Manufaktur RI Lesu Tapi Industrinya Tumbuh 5,6%, BPS Buka Suara

Jakarta, CNBC Indonesia - Kinerja industri pengolahan atau manufaktur Indonesia mengalami pertumbuhan pesat pada kuartal II-2025. Menjadi salah satu pemicu pertumbuhan ekonomi pada periode itu hingga di luar dugaan banyak pihak mencapai 5,12% secara tahunan (yoy).
BPS mencatat, pertumbuhan industri pengolahan pada kuartal II-2025 mencapai 5,68% yoy dengan besaran distribusi terhadap PDB sebesar 18,67%. Padahal, pada kuartal I-2025 tumbuhnya 4,55%, dan kuartal II-2024 hanya tumbuh 3,95%.
Cepatnya pertumbuhan industri pengolahan menurut catatan BPS ini berkebalikan dengan data PMI Manufaktur yang kini malah dalam zona kontraksi. Membuat beberapa kalangan ekonom menganggap adanya data yang janggal.
"Pertumbuhan industri pengolahan tidak sinkron dengan data PMI Manufaktur.
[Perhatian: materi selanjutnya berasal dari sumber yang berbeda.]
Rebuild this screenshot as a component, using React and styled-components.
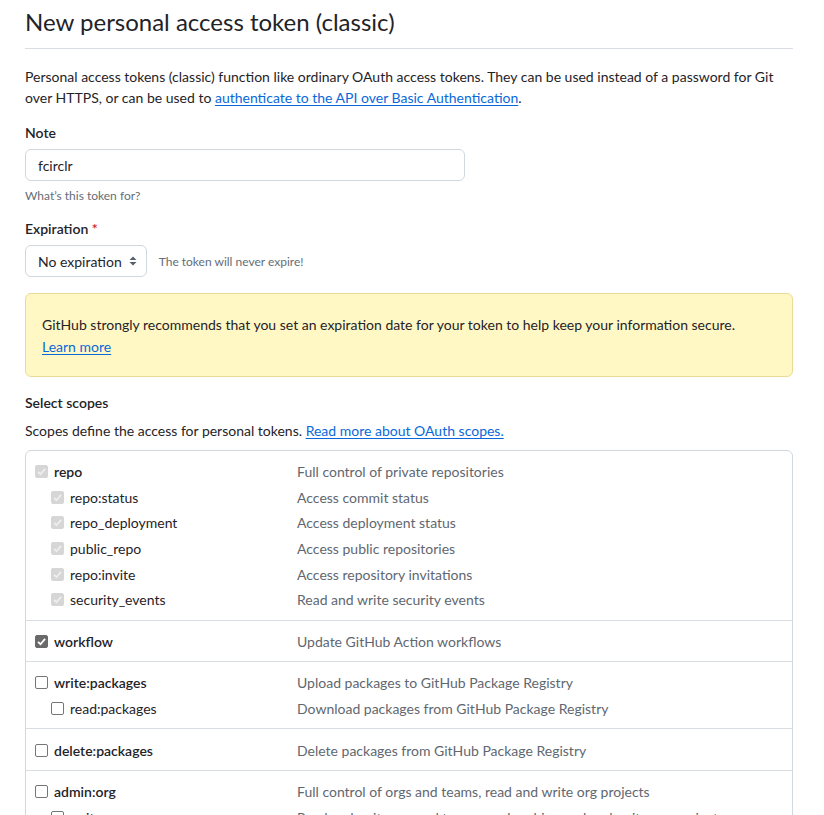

Ini ada yang janggal," ucap Direktur Eksekutif Center of Economic and Law Studies (CELIOS) Bhima Yudhistira kepada CNBC Indonesia, Selasa (5/8/2025).
Berdasarkan data S&P Global, Purchasing Managers' Index (PMI) manufaktur Indonesia pada Juli 2025 tercatat sebesar 49,2, yang berarti berada di zona kontraksi empat bulan berturut-turut. PMI berada di bawah ambang ekspansi (50,0), menandakan pelemahan yang konsisten dalam aktivitas manufaktur nasional.
PMI manufaktur RI di level 46,7 pada April, 47,4 pada Mei, dan 46,9 pada Juni 2025. Meskipun angka pada Juli menunjukkan sedikit perbaikan, posisi yang masih berada di bawah 50 menandakan bahwa pelaku industri tetap menghadapi tekanan, terutama dari sisi permintaan dan produksi.
Kepala Ekonom BCA David Sumual juga mengaku heran dengan melesatnya pertumbuhan industri manufaktur pada kuartal II-2025 itu. Sebab, ia mencatat kinerja sektor manufaktur juga masih kontraksi dan harga beberapa komoditas (seperti batubara) juga sangat lemah kalau dibandingkan tahun lalu.
"Investasi juga angkanya sangat akseleratif, angka pertumbuhan kuartal I juga banyak revisi. Meski memang saya juga expect akselerasi tapi tidak setajam angka BPS. Manufaktur juga melompat tinggi ke 5,68%," tutur David.
Merespons itu, Direktur Neraca Pengeluaran BPS Pipit Helly Sorayan menjelaskan, yang menjadi acuan data BPS dalam mencatat data kinerja industri ialah Survei Industri Besar dan Sedang (IBS) Bulanan.
Selain itu, ia mengatakan, laju pertumbuhan industri manufaktur pada kuartal II-2025 itu juga sebetulnya masih sejalan dengan geliat pertumbuhan ekspor yang sebesar 10,67% dengan distribusi terhadap PDB 22,28%. Pertumbuhan ekspor kuartal II-2025 itu lebih tinggi dari catatan pada kuartal II-2024 yang hanya tumbuh 8,13%.
"Data kami berasal dari survei industri bulanan. Angka tersebut sebenarnya juga sejalan dengan besaran ekspor barang kita yang masih tumbuh 10,62%, non migas 12,56%," tegas Pipit.
BPS juga mengacu pada data Prompt Manufacturing Index (PMI) Bank Indonesia pada kuartal II-2025 yang masih berada pada Zona Ekspansi yaitu sebesar 50,89.